**TASK TO COMPLETE:** Filter the records below and copy every line containing the word "components".

####################

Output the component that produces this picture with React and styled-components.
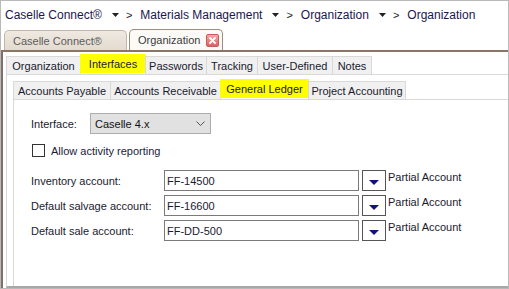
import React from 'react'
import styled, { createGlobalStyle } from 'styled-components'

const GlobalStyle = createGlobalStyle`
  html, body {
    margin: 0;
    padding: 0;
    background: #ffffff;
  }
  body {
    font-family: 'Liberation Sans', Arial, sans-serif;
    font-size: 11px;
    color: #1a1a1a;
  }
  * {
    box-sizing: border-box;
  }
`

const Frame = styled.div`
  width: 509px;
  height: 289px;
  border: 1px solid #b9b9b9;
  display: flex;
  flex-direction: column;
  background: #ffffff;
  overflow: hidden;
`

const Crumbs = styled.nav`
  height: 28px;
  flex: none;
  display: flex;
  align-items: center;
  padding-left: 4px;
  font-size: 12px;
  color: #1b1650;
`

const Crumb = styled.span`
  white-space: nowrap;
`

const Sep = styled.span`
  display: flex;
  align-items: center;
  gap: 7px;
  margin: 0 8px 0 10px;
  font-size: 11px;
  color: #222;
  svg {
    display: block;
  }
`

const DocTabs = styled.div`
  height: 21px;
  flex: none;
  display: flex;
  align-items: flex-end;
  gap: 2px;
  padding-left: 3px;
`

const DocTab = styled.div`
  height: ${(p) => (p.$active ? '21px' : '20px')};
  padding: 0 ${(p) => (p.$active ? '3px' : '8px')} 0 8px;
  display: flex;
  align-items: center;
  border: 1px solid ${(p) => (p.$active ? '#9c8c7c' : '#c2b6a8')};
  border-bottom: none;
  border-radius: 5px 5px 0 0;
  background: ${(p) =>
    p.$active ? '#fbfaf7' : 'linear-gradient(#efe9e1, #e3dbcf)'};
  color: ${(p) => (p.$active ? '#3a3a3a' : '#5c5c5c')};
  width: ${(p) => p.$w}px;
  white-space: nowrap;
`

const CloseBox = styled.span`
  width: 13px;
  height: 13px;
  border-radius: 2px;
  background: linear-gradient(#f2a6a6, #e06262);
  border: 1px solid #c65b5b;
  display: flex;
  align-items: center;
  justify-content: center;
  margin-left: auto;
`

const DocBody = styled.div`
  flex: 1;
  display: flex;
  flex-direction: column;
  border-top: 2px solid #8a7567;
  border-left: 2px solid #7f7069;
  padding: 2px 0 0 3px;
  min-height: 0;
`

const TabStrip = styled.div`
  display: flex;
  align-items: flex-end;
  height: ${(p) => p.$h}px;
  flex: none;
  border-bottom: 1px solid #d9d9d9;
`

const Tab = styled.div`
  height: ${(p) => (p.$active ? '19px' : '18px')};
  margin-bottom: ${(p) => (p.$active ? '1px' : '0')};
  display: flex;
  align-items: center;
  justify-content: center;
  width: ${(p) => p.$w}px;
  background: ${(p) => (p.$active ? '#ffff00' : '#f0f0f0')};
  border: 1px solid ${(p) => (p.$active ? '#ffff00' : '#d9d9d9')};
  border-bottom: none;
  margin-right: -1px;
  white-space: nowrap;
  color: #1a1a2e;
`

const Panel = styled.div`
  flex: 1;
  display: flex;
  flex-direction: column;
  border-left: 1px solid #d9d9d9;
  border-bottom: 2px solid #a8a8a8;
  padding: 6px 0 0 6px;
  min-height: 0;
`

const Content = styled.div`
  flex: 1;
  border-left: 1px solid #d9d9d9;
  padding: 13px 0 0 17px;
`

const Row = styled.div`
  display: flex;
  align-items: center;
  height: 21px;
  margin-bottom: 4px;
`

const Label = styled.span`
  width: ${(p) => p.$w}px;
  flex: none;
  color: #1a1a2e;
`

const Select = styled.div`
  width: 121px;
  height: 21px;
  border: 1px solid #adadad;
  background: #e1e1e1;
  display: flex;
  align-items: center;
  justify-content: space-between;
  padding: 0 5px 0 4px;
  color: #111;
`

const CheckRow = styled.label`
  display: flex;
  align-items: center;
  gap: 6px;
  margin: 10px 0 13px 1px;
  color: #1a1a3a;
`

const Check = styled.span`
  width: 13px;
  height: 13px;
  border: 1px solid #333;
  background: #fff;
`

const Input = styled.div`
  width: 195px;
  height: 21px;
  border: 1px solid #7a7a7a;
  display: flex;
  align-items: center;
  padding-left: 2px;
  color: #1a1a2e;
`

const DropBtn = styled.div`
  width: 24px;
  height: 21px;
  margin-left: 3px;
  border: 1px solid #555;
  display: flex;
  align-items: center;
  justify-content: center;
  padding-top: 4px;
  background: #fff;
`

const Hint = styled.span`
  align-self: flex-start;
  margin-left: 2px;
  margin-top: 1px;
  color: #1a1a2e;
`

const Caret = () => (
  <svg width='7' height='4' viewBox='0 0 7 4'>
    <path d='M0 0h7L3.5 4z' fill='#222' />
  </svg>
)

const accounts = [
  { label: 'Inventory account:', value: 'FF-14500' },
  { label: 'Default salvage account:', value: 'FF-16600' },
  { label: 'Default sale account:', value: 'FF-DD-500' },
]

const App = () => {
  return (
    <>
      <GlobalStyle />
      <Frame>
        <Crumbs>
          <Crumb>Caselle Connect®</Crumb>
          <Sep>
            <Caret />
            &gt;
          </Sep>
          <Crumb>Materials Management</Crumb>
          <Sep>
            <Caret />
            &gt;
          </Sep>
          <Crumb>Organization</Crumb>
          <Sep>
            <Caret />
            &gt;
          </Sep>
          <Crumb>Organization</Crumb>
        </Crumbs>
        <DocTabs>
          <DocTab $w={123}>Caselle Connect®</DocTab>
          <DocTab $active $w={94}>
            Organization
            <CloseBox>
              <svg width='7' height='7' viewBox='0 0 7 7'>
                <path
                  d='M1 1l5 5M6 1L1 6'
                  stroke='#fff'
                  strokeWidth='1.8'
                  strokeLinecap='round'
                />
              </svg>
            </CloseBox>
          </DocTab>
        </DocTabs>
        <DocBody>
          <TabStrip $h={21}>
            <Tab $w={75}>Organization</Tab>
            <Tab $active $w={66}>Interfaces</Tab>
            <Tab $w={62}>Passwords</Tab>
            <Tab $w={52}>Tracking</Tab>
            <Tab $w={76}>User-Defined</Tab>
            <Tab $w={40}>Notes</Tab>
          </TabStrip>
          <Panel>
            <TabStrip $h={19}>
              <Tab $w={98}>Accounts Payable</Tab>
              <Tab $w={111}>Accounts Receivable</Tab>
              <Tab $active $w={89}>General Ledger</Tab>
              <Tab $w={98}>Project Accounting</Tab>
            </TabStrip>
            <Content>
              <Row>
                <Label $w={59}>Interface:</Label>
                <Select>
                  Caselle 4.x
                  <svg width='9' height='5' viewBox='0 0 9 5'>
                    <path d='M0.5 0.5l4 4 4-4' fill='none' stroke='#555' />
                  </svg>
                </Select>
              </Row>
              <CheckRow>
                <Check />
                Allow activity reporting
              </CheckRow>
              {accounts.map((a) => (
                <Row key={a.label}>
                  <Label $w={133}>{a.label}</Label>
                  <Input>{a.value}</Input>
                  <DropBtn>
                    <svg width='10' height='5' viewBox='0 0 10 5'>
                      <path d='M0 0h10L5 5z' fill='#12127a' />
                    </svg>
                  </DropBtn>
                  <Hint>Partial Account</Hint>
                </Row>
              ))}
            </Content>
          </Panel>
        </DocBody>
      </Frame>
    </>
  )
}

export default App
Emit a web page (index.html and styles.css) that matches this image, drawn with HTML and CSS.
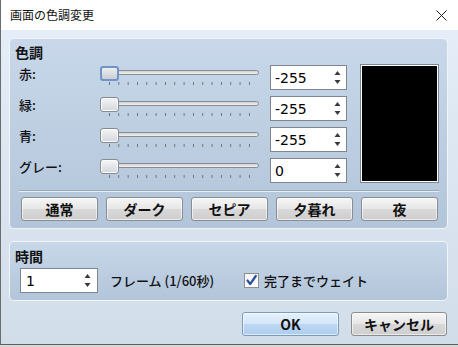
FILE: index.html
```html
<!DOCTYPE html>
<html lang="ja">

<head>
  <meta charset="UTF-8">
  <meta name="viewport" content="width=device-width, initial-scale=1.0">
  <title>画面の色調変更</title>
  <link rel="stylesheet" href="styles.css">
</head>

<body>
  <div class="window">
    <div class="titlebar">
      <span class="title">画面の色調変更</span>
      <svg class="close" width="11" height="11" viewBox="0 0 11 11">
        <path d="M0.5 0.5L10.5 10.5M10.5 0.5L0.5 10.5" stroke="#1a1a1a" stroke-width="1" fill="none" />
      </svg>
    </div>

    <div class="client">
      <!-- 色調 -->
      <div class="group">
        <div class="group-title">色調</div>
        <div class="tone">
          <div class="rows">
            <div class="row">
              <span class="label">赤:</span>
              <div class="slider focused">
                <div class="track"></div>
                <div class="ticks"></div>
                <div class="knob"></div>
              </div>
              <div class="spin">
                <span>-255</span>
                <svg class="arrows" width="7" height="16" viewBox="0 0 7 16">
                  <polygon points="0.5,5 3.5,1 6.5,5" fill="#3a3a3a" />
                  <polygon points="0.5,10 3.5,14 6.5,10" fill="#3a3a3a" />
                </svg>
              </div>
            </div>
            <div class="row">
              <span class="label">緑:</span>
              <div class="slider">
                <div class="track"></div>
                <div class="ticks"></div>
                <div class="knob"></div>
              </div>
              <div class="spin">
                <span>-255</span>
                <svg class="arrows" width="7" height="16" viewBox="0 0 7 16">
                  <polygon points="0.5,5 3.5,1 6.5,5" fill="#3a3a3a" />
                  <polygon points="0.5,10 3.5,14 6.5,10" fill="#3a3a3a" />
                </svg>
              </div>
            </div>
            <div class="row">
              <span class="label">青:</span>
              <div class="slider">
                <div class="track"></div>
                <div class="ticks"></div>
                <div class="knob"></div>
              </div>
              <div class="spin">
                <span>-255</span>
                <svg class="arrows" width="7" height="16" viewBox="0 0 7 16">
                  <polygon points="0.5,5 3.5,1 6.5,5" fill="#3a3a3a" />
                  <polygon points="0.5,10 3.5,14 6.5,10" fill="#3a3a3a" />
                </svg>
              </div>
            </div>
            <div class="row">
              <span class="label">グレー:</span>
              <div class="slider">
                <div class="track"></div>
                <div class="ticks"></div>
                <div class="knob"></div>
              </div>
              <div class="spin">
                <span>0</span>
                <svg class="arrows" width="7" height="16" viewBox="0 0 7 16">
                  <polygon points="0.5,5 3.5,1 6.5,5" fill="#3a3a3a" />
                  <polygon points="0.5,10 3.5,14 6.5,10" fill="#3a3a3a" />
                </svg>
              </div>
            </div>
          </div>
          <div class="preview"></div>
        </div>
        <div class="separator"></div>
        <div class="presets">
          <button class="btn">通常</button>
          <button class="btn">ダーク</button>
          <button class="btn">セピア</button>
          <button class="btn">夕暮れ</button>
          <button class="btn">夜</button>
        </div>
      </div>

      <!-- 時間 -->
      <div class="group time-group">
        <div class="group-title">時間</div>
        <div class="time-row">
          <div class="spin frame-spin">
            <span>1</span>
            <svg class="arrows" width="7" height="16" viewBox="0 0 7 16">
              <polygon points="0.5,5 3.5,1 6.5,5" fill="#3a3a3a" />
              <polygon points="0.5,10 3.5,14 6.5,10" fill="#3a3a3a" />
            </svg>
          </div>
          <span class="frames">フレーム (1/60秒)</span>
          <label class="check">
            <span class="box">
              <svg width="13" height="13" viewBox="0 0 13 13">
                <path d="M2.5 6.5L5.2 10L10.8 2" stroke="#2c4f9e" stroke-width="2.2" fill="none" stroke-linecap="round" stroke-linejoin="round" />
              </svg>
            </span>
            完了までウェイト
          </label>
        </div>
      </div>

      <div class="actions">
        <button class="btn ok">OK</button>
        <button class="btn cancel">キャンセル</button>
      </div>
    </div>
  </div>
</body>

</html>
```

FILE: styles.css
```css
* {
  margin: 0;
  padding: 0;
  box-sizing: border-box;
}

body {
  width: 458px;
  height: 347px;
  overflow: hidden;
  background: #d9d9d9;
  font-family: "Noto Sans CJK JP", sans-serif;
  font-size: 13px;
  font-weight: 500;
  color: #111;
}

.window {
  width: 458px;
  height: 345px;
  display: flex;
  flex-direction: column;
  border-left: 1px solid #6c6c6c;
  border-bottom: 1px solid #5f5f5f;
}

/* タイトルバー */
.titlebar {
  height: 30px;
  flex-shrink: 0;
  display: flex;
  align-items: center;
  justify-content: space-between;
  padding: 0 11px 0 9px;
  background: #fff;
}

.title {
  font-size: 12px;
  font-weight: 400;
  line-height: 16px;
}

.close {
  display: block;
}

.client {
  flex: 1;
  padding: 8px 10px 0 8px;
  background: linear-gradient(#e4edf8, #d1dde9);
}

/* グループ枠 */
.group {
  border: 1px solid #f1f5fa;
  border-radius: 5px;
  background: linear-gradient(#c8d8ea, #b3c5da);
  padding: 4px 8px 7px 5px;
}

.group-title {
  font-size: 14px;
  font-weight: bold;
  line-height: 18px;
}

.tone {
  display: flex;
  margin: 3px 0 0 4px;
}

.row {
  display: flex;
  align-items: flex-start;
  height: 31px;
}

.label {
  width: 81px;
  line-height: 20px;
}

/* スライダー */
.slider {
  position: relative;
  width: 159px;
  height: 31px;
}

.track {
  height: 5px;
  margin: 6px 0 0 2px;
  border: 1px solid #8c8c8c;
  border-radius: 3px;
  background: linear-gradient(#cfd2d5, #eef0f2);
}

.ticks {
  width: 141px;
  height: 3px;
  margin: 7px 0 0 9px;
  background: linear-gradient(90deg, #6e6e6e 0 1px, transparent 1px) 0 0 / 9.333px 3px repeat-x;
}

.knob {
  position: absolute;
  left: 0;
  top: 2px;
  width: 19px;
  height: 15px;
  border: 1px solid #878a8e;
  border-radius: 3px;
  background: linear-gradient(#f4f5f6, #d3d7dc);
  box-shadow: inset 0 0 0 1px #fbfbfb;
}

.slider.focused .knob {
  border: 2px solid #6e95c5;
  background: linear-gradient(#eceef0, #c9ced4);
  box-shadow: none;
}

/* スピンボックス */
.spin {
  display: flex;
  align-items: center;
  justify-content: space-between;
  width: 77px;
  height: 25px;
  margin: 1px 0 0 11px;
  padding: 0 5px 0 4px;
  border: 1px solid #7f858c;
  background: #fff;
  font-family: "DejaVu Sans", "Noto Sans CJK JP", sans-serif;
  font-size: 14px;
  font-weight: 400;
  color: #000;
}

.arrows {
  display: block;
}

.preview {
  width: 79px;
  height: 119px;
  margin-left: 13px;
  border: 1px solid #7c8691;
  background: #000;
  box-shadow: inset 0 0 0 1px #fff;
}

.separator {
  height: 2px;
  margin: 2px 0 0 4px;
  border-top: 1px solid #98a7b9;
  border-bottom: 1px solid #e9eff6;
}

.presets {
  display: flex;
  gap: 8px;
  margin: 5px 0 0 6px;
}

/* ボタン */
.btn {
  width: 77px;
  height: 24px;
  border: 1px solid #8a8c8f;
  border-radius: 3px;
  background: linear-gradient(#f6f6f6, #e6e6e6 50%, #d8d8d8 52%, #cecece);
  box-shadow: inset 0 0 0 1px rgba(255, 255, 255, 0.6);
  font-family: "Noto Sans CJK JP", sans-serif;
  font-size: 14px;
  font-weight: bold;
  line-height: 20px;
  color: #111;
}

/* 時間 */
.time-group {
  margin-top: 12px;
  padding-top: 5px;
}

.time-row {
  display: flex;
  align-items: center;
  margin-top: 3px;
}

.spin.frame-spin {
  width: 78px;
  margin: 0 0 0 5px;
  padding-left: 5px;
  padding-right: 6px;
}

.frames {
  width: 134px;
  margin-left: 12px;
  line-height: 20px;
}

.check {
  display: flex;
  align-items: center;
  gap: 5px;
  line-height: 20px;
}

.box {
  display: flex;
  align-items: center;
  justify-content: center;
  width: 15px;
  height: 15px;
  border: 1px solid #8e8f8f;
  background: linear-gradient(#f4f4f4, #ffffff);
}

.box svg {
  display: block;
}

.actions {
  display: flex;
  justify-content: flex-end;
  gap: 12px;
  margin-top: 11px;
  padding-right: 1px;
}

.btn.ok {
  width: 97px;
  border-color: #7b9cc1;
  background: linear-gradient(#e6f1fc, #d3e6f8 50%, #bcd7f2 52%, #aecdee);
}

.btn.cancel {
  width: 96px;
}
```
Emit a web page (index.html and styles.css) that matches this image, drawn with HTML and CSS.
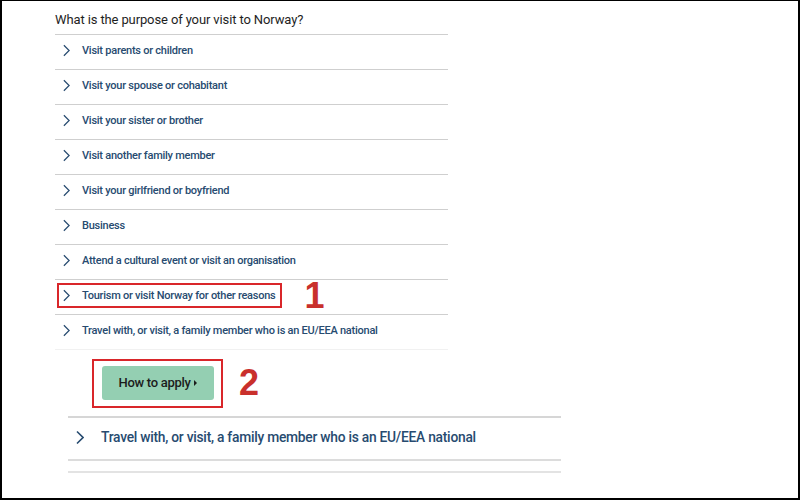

####################

**RESULT OF THE EXERCISE:**
Output the component that produces this picture with React and styled-components.
import styled, { createGlobalStyle } from 'styled-components'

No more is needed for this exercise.